(Records with interface code)
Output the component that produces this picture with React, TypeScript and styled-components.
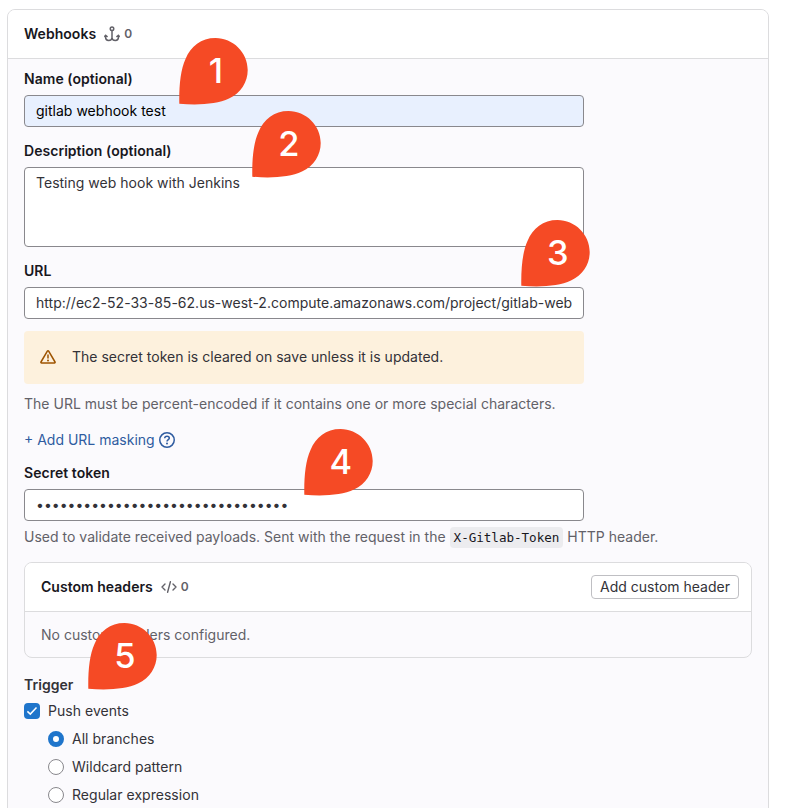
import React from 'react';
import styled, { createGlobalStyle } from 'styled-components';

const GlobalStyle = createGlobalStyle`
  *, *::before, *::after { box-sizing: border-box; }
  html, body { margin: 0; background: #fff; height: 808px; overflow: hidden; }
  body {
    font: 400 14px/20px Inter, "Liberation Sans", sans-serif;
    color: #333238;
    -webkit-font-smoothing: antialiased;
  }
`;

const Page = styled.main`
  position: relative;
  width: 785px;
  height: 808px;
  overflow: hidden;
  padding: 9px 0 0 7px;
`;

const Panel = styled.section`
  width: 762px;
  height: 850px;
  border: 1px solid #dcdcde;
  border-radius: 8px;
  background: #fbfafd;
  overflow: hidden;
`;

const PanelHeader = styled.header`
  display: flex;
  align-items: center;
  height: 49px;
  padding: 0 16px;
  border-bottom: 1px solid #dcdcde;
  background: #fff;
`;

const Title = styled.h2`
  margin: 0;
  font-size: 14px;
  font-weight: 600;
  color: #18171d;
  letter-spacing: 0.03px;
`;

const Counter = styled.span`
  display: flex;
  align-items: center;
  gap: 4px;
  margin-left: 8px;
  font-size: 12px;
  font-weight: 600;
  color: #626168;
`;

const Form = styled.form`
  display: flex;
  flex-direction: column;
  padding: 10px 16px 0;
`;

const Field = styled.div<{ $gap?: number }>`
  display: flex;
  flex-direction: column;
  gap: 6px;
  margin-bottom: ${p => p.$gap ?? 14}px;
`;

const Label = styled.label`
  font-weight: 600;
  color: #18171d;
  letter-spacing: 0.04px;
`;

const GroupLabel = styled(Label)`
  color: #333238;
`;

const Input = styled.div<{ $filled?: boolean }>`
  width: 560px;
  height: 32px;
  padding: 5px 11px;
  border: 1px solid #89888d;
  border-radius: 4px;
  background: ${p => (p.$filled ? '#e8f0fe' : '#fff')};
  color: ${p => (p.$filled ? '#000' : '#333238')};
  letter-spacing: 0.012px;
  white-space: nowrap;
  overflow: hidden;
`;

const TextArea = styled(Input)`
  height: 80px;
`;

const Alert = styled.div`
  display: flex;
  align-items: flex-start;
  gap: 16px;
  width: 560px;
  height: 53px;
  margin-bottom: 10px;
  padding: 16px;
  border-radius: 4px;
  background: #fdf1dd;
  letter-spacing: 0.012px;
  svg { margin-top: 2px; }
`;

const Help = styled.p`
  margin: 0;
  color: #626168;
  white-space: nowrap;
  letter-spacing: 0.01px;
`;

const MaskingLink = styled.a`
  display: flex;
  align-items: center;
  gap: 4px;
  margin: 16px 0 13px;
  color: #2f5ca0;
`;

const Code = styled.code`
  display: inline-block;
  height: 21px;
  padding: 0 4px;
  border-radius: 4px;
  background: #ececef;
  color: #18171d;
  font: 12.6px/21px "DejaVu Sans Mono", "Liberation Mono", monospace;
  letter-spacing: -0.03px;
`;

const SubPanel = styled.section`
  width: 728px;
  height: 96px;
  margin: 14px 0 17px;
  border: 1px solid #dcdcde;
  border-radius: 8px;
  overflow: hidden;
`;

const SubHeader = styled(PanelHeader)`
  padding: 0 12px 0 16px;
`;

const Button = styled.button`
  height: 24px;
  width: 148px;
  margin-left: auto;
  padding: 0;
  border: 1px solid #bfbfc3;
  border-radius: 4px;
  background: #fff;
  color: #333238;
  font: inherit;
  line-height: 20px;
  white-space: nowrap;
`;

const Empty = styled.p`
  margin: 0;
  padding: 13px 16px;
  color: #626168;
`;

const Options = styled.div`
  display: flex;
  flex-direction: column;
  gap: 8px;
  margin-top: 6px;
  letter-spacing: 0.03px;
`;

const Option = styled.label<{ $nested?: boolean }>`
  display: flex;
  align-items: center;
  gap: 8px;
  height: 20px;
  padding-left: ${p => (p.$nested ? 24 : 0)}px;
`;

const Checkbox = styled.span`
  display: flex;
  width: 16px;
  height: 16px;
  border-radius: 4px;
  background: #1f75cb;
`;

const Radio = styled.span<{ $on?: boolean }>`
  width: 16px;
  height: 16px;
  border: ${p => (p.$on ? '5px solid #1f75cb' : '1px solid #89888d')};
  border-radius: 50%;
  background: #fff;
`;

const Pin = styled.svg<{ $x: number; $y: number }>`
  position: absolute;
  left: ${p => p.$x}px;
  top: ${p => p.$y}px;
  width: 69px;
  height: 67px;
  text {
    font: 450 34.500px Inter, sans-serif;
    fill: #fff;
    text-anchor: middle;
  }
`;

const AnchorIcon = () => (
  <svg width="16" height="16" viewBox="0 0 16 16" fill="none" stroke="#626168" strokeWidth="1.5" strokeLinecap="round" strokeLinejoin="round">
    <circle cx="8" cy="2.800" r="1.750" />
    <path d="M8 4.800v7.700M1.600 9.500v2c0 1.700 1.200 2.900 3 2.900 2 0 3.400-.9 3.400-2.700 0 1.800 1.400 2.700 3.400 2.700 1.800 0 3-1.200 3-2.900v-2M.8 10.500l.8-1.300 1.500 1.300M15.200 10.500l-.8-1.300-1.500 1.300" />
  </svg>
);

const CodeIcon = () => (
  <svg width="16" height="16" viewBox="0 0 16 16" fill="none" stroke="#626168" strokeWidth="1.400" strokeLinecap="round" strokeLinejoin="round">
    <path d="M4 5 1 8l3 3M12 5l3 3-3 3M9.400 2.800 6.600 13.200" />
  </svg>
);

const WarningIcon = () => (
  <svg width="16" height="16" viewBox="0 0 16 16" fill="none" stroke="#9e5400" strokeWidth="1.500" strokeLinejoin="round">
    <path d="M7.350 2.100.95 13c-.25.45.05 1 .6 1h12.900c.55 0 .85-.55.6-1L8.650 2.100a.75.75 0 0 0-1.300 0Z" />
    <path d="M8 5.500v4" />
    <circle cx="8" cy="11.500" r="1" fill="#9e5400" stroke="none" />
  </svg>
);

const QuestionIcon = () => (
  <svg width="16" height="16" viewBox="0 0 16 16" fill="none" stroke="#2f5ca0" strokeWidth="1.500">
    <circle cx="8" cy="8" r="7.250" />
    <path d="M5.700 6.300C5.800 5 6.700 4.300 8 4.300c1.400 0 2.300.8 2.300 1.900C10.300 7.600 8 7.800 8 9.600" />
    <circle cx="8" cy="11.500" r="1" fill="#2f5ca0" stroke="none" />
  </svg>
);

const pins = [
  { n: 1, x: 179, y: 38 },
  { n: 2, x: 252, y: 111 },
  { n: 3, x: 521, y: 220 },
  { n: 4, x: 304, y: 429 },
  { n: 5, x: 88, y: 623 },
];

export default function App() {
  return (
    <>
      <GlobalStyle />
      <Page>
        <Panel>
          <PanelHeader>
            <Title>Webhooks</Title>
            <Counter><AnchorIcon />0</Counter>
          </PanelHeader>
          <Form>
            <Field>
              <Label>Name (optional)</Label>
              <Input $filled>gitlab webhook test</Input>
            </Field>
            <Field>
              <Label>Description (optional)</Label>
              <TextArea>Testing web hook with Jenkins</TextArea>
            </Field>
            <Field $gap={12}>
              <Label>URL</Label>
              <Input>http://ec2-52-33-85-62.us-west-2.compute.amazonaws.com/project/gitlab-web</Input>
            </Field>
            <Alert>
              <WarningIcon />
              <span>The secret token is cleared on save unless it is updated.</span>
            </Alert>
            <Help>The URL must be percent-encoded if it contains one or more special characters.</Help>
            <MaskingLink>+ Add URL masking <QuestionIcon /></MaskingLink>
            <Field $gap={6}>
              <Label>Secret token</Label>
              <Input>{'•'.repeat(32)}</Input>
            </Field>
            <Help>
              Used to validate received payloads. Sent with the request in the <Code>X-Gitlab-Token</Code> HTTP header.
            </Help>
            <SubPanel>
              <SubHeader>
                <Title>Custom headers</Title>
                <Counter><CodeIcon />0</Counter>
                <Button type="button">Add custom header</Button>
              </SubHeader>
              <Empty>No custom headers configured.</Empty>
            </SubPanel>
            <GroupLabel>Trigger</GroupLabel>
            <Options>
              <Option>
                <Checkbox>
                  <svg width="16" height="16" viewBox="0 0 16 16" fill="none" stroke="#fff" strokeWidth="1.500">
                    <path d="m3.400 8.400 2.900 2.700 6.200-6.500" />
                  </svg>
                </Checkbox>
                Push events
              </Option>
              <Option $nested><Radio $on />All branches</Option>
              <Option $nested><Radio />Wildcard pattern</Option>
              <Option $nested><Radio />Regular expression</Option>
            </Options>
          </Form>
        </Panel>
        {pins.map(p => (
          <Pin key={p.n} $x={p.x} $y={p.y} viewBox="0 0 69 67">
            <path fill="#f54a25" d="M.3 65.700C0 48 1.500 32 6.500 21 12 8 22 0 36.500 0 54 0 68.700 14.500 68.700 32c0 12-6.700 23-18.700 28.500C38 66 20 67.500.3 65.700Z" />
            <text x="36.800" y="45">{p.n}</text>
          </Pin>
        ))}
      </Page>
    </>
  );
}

--

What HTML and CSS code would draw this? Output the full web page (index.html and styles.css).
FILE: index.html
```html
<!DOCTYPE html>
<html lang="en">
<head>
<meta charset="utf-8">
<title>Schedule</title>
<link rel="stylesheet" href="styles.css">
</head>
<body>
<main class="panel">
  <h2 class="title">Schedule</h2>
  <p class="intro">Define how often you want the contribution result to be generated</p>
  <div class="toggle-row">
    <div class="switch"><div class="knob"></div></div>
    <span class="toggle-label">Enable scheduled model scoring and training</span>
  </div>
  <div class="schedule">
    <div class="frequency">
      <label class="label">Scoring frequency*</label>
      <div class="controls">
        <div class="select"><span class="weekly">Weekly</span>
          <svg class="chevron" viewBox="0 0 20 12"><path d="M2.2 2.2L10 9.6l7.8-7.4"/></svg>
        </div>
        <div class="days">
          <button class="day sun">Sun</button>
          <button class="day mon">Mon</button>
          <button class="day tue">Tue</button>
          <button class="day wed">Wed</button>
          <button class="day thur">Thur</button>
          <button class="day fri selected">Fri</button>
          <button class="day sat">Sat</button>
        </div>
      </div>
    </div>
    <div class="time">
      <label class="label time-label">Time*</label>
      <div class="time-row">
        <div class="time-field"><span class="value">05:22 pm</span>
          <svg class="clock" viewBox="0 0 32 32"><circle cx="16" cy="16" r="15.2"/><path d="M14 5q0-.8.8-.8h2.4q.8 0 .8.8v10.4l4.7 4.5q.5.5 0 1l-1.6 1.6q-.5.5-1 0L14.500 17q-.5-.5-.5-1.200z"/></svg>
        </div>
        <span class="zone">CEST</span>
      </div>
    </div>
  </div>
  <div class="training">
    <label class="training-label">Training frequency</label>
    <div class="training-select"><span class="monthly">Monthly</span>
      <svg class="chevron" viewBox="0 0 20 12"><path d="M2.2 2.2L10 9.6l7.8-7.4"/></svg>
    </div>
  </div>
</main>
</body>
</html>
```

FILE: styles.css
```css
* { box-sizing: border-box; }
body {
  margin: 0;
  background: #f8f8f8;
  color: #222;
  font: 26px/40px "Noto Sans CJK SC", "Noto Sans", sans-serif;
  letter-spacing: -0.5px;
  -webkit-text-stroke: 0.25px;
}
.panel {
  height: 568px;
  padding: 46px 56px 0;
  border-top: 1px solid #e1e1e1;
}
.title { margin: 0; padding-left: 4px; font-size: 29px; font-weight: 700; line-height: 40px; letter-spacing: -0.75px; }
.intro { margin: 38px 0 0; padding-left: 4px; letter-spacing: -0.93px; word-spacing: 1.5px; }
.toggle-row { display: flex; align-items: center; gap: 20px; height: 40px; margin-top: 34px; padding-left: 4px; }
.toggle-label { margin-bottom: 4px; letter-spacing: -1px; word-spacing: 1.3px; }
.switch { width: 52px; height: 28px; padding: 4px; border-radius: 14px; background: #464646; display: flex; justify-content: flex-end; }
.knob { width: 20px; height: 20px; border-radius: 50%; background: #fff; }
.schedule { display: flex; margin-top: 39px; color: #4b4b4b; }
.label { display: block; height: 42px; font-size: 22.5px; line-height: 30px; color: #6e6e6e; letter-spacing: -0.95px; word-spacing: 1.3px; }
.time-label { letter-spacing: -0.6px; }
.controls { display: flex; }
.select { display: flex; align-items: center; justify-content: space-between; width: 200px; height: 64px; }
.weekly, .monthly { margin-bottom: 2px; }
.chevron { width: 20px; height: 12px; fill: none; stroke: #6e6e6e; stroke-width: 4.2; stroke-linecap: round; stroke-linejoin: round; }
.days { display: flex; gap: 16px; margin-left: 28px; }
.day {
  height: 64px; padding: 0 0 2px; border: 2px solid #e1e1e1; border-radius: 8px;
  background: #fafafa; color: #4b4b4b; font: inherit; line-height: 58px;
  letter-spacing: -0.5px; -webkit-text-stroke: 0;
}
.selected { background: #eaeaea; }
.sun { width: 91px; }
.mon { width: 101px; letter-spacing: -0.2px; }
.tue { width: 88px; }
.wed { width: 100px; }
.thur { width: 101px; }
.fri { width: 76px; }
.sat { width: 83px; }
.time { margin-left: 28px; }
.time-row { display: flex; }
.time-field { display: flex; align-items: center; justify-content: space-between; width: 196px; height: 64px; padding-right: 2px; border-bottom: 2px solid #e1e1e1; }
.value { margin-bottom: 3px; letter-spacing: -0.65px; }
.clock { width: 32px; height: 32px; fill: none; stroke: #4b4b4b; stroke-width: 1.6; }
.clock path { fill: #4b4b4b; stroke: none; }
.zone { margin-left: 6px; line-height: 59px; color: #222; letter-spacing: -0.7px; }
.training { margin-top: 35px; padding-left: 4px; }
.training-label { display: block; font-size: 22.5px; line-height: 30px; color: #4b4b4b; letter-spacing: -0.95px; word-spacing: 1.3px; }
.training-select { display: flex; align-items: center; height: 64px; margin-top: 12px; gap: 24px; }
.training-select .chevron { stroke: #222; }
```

To be done: Your answer should be one number: how many lines of the listing include the word "styles".

Problem solution: 3